How Babies Feel Pain, According To Science

Having a newborn can be utterly confusing. They hardly sleep when you want them to, and all of the crying can be downright infuriating at times. You've changed them, fed them, kept them comfortable, and they're still crying — now what? While you're wondering what could be wrong, it might strike you that maybe your baby is hurt in some way. More than likely, your baby is crying for no reason, as they tend to do at times. But, for future reference, do babies feel pain like adults do? It seems so.

For quite some time, until the 1980s, the majority of doctors believed babies' brains were not developed enough to feel pain the way adults do, noted TIME. It was believed that any reactions babies had to pricks and prods were simply muscular reactions, and not a result of feeling actual pain.

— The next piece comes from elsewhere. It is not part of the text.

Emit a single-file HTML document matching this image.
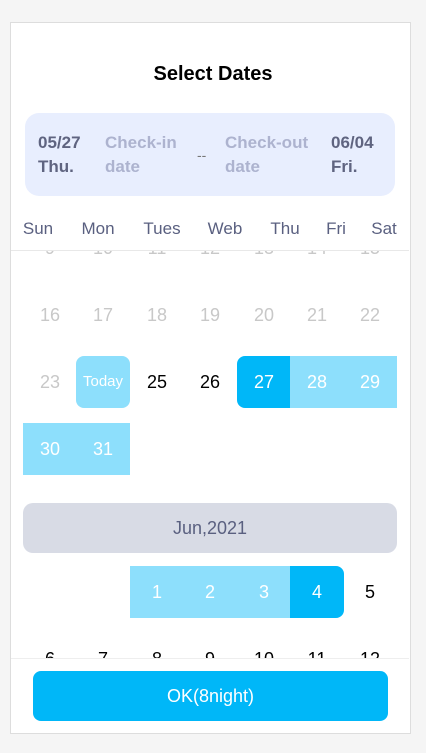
<!DOCTYPE html>
<html><head><style>
body{margin:0;width:426px;height:753px;background:#f5f5f5;font-family:"Liberation Sans","DejaVu Sans",sans-serif;position:relative;overflow:hidden}
.card{position:absolute;left:10px;top:22px;width:399px;height:710px;background:#fff;border:1px solid #ddd}
.t{position:absolute;top:63px;left:0;width:426px;text-align:center;font-weight:bold;font-size:20px;color:#000}
.bar{position:absolute;left:25px;top:113px;width:370px;height:83px;background:#e8eefe;border-radius:14px}
.bar div{position:absolute;font-size:17px;font-weight:bold;line-height:24px}
.wk{position:absolute;top:219px;font-size:17px;color:#5a6080;transform:translateX(-50%)}
.clip{position:absolute;left:11px;top:250px;width:398px;height:408px;overflow:hidden;border-top:1px solid #e8e8e8}
.in{position:absolute;left:0;top:-1px;width:398px;height:420px}
.c{position:absolute;width:54px;height:52px;line-height:52px;text-align:center;font-size:18px;color:#000}
.g{color:#c8c8c8}
.l{background:#8ddffc;color:#fff}
.d{background:#00b7f8;color:#fff}
.foot{position:absolute;left:11px;top:658px;width:398px;border-top:1px solid #eee}
.btn{position:absolute;left:33px;top:671px;width:355px;height:50px;background:#00b7f8;border-radius:8px;color:#fff;font-size:18px;text-align:center;line-height:50px}
</style></head><body>
<div class="card"></div>
<div class="t">Select Dates</div>
<div class="bar">
<div style="left:13px;top:18px;color:#5f6480">05/27<br>Thu.</div>
<div style="left:80px;top:18px;color:#adb3cf">Check-in<br>date</div>
<div style="left:172px;top:30px;color:#777;font-weight:normal;font-size:14px">--</div>
<div style="left:200px;top:18px;color:#adb3cf">Check-out<br>date</div>
<div style="left:306px;top:18px;color:#5f6480">06/04<br>Fri.</div>
</div>
<div class="wk" style="left:38px">Sun</div><div class="wk" style="left:98px">Mon</div><div class="wk" style="left:162px">Tues</div><div class="wk" style="left:225px">Web</div><div class="wk" style="left:285px">Thu</div><div class="wk" style="left:336px">Fri</div><div class="wk" style="left:384px">Sat</div>
<div class="clip"><div class="in">
<div class="c g" style="left:12px;top:-28px">9</div><div class="c g" style="left:65px;top:-28px">10</div><div class="c g" style="left:119px;top:-28px">11</div><div class="c g" style="left:172px;top:-28px">12</div><div class="c g" style="left:226px;top:-28px">13</div><div class="c g" style="left:279px;top:-28px">14</div><div class="c g" style="left:332px;top:-28px">15</div>
<div class="c g" style="left:12px;top:39px">16</div><div class="c g" style="left:65px;top:39px">17</div><div class="c g" style="left:119px;top:39px">18</div><div class="c g" style="left:172px;top:39px">19</div><div class="c g" style="left:226px;top:39px">20</div><div class="c g" style="left:279px;top:39px">21</div><div class="c g" style="left:332px;top:39px">22</div>
<div class="c g" style="left:12px;top:106px">23</div><div class="c l" style="left:65px;top:106px;border-radius:8px;font-size:15px">Today</div><div class="c" style="left:119px;top:106px">25</div><div class="c" style="left:172px;top:106px">26</div><div class="c d" style="left:226px;top:106px;border-radius:8px 0 0 8px">27</div><div class="c l" style="left:279px;top:106px">28</div><div class="c l" style="left:332px;top:106px">29</div>
<div class="c l" style="left:12px;top:173px">30</div><div class="c l" style="left:65px;top:173px">31</div>
<div style="position:absolute;left:12px;top:253px;width:374px;height:50px;background:#d8dbe5;border-radius:10px;text-align:center;line-height:50px;font-size:18px;color:#5a6080">Jun,2021</div>
<div class="c l" style="left:119px;top:316px">1</div><div class="c l" style="left:172px;top:316px">2</div><div class="c l" style="left:226px;top:316px">3</div><div class="c d" style="left:279px;top:316px;border-radius:0 8px 8px 0">4</div><div class="c" style="left:332px;top:316px">5</div>
<div class="c" style="left:12px;top:383px">6</div><div class="c" style="left:65px;top:383px">7</div><div class="c" style="left:119px;top:383px">8</div><div class="c" style="left:172px;top:383px">9</div><div class="c" style="left:226px;top:383px">10</div><div class="c" style="left:279px;top:383px">11</div><div class="c" style="left:332px;top:383px">12</div>
</div></div>
<div class="foot"></div>
<div class="btn">OK(8night)</div>
</body></html>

However, a recent study published by Oxford University changed all of that. In the first study of its kind, researchers used magnetic resonance imaging (MRI) technology to take a closer look at babies' brain responses when they were as young as a day old. By taking advantage of how much newborns sleep, researchers were able to observe when and if infants’ brains became more active, or consumed more oxygen, as the scientists lightly poked their feet.

The study suggested that not only do babies experience pain, but they may be more sensitive to it than adults. The researchers saw infant brains "light up" in a response four times greater to a much less stimulus than adult brains.

According to Harvard Health, repeated painful experiences in the newborn period can lead to both short and long-term problems with development, emotions, and stress responses. As a result, the American Academy of Pediatrics recently released an updated policy on newborn pain prevention and management.

There are a few things parents and providers can do to ease pain in babies — the most simple being to hold them. As Harvard Health mentioned, both swaddling and holding a baby close has been shown to lessen pain in babies. Breastfeeding or giving expressed milk can also help, as can just simply touching or stroking your baby, and talking to them softly.

If you're worried about your baby being in pain, the best thing to do is to talk to your pediatrician regarding the next step. While there will be times your baby has to undergo painful moments, even if you don't want them to, knowing what they're feeling and how you can help is a big relief.